From the first line of the listing below, retype each line up to and including the one with "BsWhatsapp, BsInstagram, BsFacebook"; pictures stay out.
--- Start ---
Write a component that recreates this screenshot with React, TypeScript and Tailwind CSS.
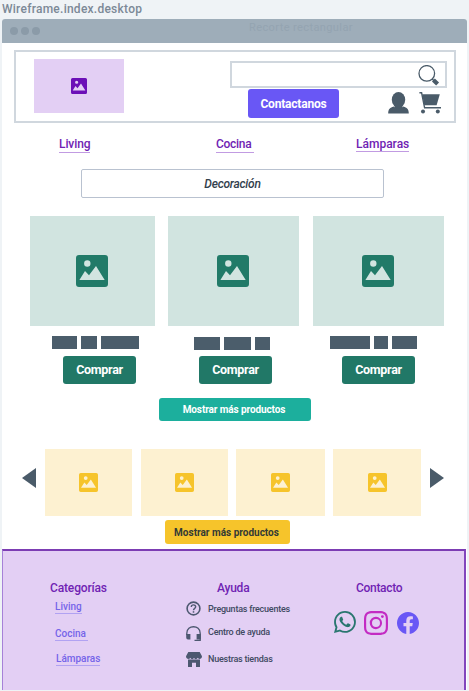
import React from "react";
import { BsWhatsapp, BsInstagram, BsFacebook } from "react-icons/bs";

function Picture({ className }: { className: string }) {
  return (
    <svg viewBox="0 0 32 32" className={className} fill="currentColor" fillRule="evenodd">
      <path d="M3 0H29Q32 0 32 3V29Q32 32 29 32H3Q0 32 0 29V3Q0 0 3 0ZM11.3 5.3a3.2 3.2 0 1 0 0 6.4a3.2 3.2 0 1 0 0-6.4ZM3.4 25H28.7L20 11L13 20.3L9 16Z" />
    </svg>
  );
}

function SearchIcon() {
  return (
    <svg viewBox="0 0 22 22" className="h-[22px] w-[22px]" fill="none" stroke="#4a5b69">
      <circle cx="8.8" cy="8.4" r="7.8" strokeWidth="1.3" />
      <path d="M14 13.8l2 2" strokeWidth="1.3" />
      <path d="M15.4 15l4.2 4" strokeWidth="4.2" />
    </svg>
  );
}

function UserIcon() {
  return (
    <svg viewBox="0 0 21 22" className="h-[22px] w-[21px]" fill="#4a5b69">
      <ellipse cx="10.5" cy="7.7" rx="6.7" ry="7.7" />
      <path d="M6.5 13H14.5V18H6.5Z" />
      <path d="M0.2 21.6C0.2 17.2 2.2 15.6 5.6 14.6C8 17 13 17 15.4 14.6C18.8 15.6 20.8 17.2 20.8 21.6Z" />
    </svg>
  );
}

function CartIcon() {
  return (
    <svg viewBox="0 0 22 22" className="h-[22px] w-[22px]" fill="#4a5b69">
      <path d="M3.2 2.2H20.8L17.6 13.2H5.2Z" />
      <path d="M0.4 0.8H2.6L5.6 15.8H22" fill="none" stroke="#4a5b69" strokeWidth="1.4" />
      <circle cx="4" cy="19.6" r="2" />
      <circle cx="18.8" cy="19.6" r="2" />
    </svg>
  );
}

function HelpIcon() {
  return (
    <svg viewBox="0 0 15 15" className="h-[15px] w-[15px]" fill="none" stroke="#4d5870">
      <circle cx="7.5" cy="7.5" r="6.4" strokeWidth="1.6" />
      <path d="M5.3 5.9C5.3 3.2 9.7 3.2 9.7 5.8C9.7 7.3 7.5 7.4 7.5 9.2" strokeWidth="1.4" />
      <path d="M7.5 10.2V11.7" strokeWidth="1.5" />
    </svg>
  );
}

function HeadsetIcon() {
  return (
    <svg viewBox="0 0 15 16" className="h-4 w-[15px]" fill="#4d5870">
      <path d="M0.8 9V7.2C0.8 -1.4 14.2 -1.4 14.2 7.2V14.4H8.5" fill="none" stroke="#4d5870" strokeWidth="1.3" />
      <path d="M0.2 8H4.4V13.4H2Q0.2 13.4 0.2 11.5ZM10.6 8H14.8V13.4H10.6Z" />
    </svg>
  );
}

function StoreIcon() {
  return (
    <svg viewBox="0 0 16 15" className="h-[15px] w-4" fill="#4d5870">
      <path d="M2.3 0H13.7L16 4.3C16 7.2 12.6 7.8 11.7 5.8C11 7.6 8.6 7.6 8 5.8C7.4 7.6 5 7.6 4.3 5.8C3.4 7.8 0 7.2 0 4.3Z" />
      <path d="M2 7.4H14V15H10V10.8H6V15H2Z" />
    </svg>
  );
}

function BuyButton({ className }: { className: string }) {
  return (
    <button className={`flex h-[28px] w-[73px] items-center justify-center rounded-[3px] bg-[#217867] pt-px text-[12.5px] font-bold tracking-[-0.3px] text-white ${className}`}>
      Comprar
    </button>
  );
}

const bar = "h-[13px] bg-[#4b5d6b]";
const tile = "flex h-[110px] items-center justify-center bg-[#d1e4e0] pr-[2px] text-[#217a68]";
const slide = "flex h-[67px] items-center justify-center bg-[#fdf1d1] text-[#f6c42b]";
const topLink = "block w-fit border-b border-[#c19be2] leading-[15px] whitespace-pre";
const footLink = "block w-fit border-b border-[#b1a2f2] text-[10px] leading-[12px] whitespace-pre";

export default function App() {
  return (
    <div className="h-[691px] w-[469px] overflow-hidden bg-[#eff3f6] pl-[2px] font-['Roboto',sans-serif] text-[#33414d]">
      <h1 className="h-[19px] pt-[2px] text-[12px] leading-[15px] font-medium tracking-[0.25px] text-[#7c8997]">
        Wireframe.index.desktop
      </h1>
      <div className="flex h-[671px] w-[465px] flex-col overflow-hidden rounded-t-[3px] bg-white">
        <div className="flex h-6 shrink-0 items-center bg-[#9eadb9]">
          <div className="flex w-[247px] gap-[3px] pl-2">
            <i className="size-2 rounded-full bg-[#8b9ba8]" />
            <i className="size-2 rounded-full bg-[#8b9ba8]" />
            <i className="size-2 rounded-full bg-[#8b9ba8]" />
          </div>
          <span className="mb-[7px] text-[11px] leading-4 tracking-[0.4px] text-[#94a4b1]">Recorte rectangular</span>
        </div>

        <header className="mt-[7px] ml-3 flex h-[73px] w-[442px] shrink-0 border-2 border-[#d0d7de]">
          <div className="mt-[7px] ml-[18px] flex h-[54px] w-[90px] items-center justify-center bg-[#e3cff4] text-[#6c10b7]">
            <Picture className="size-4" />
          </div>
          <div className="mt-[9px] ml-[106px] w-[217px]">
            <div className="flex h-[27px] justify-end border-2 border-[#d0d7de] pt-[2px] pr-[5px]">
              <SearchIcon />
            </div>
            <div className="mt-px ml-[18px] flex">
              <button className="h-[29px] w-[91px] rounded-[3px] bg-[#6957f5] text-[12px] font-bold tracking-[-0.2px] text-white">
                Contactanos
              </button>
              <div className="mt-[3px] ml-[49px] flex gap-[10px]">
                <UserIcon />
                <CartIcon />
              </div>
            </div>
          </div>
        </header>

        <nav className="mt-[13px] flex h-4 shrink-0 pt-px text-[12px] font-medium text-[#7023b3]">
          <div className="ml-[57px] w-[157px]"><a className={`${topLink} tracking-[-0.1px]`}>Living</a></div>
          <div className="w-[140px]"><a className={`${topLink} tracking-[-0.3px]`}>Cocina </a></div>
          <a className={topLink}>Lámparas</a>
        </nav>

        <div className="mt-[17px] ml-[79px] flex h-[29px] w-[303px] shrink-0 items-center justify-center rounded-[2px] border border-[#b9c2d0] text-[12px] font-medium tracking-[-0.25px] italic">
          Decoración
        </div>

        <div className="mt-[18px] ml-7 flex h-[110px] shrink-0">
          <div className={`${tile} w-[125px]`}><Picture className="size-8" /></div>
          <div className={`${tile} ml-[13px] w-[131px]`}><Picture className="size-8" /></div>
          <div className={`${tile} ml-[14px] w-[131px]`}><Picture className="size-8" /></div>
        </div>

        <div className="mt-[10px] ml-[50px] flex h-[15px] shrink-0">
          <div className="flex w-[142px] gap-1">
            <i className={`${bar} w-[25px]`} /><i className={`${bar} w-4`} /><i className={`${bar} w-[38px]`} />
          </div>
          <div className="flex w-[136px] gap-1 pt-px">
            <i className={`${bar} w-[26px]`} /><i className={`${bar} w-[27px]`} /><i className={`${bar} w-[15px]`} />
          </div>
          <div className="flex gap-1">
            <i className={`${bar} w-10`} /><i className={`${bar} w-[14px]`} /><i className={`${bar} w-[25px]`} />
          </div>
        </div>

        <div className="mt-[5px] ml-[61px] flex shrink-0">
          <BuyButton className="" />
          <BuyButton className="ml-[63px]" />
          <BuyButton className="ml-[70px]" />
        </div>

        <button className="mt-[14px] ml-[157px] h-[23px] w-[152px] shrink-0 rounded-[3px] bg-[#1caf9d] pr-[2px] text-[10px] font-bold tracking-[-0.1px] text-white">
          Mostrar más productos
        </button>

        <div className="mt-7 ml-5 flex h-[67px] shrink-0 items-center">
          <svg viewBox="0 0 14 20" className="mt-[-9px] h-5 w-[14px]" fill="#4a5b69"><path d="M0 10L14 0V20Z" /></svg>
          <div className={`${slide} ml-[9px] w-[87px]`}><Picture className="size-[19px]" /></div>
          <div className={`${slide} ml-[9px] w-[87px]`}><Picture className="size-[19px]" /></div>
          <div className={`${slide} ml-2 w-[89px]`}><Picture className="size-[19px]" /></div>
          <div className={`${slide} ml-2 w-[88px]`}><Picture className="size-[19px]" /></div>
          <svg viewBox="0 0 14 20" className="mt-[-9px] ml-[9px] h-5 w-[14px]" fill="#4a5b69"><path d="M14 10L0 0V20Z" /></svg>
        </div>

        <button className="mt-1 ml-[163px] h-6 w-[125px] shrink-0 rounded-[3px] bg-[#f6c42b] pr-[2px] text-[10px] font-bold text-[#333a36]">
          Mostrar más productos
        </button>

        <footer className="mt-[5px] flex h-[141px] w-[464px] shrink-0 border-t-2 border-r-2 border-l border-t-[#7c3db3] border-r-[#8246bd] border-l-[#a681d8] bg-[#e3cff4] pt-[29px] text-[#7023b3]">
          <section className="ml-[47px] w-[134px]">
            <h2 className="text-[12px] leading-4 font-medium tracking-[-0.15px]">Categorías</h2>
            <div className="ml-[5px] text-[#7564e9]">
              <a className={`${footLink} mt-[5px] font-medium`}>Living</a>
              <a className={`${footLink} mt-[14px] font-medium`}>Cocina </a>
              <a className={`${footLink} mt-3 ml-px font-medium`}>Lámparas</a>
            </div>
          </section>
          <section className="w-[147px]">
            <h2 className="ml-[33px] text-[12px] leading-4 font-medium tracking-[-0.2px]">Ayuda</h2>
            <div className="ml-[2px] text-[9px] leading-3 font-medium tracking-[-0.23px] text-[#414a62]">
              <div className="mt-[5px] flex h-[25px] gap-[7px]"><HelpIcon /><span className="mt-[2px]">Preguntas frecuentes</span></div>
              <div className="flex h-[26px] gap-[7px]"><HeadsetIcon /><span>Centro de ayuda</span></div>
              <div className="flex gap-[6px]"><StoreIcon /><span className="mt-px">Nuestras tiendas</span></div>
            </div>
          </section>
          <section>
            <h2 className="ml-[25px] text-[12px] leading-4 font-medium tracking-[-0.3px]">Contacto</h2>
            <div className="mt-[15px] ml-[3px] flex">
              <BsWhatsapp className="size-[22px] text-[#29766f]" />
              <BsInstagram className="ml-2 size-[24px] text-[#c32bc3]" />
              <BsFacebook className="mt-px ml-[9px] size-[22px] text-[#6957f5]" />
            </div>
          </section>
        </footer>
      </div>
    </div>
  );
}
--- End ---
▶ **OUTPUT OF THE TASK**
Write a component that recreates this screenshot with React, TypeScript and Tailwind CSS.
import React from "react";
import { BsWhatsapp, BsInstagram, BsFacebook } from "react-icons/bs";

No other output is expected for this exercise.